Here it is from 2 years ago when I did THAT post...



Interquartile range was 69-80.

The interesting thing is this: I hear what Gold Vision is saying about points per possession, etc. But, over 4 years of doing this, the 25th percentile never moves more than 1 point up or one point down from 70. And the fact remains constant that once you score a couple of buckets less than 70, you hit the 10th percentile. EVERY YEAR. No exceptions.

So the thing about defense is this: if your offense is average, then playing great defense will consistently turn into wins. But that assumes at least competent offense. Will great defense turn into wins if you score, say, 65 or less on the road? It might turn into a win - over a season of such events. But you will not expect to win, and you will lose far more often than you win. That is the Gophers' story this year when they struggle. They simply do not score enough points for defense to matter.

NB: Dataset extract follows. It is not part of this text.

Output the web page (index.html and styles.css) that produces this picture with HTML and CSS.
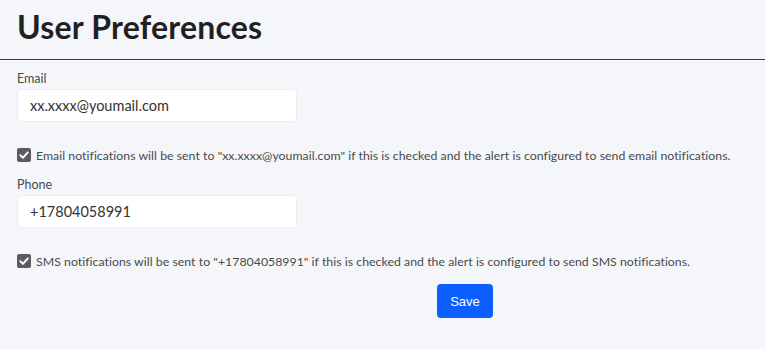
FILE: index.html
```html
<!DOCTYPE html>
<html>
<head>
<meta charset="utf-8">
<link rel="stylesheet" href="styles.css">
</head>
<body>
<header class="page-header">
  <h1 class="title">User Preferences</h1>
</header>
<form class="prefs">
  <div class="field">
    <label class="label">Email</label>
    <div class="input">xx.xxxx@youmail.com</div>
  </div>
  <div class="check-row">
    <span class="checkbox"><svg viewBox="0 0 14 14" width="14" height="14"><path d="M3.3 7.2 L5.9 9.8 L10.8 4.4" fill="none" stroke="#fff" stroke-width="1.9" stroke-linecap="round" stroke-linejoin="round"/></svg></span>
    <span class="check-text">Email notifications will be sent to "xx.xxxx@youmail.com" if this is checked and the alert is configured to send email notifications.</span>
  </div>
  <div class="field">
    <label class="label">Phone</label>
    <div class="input">+17804058991</div>
  </div>
  <div class="check-row">
    <span class="checkbox"><svg viewBox="0 0 14 14" width="14" height="14"><path d="M3.3 7.2 L5.9 9.8 L10.8 4.4" fill="none" stroke="#fff" stroke-width="1.9" stroke-linecap="round" stroke-linejoin="round"/></svg></span>
    <span class="check-text">SMS notifications will be sent to "+17804058991" if this is checked and the alert is configured to send SMS notifications.</span>
  </div>
  <div class="actions">
    <button type="button" class="save">Save</button>
  </div>
</form>
</body>
</html>
```
FILE: styles.css
```css
html, body {
  margin: 0;
  padding: 0;
  background: #f5f6fa;
}
body {
  font-family: Lato, "Open Sans", sans-serif;
  color: #3a3a3a;
  width: 765px;
  height: 349px;
  overflow: hidden;
}
.page-header {
  border-bottom: 1px solid #3b3b3f;
  padding: 8px 17px 0;
  height: 51px;
}
.title {
  margin: 0;
  font-family: Lato, sans-serif;
  font-weight: 700;
  font-size: 32px;
  line-height: 37px;
  color: #1f1f24;
  letter-spacing: 0.2px;
}
.prefs {
  padding: 11px 17px 0;
  display: flex;
  flex-direction: column;
}
.field {
  display: flex;
  flex-direction: column;
}
.label {
  font-size: 12.5px;
  line-height: 16px;
  color: #4a4a4a;
  margin-bottom: 2px;
}
.input {
  height: 33px;
  box-sizing: border-box;
  background: #fff;
  border: 1px solid #ecedf1;
  border-radius: 4px;
  padding: 0 12px;
  display: flex;
  align-items: center;
  font-size: 14.5px;
  color: #333;
  width: 280px;
}
.check-row {
  display: flex;
  align-items: center;
  gap: 5px;
  margin-top: 25px;
  margin-bottom: 14px;
  height: 16px;
}
.checkbox {
  width: 14px;
  height: 14px;
  border-radius: 2px;
  background: #5b5b63;
  display: flex;
  flex: none;
}
.check-text {
  font-size: 12.3px;
  letter-spacing: 0.03px;
  color: #4a4a4a;
  white-space: nowrap;
}
.actions {
  padding-left: 420px;
  margin-top: 1px;
}
.save {
  width: 56px;
  height: 34px;
  border: none;
  border-radius: 4px;
  background: #0b5fff;
  color: #fff;
  font-family: "Liberation Sans", Arial, sans-serif;
  font-size: 13px;
  padding: 0;
}
```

The Gophers road syndrome goes like this:
-start out playing intense defense.
-miss just about every shot.
-at about the time when the fist half is 75% elapsed, look at the clock and perform the mental math leading you to conclude "my god, we may not score 20 by the half. No amount of defense or rebounding can dig us out of this hole. We need points!"
-abandon defense as the focus of your effort because it is not working - you are way behind. And defense can't work. You'd need to hold your opponent to under 40 at the rate you're playing offense. That's not realistic. You need points.
-but on offense, no amount of passing works either. Because everyone simply misses their shots. So you begin playing hero ball because that's all that is left.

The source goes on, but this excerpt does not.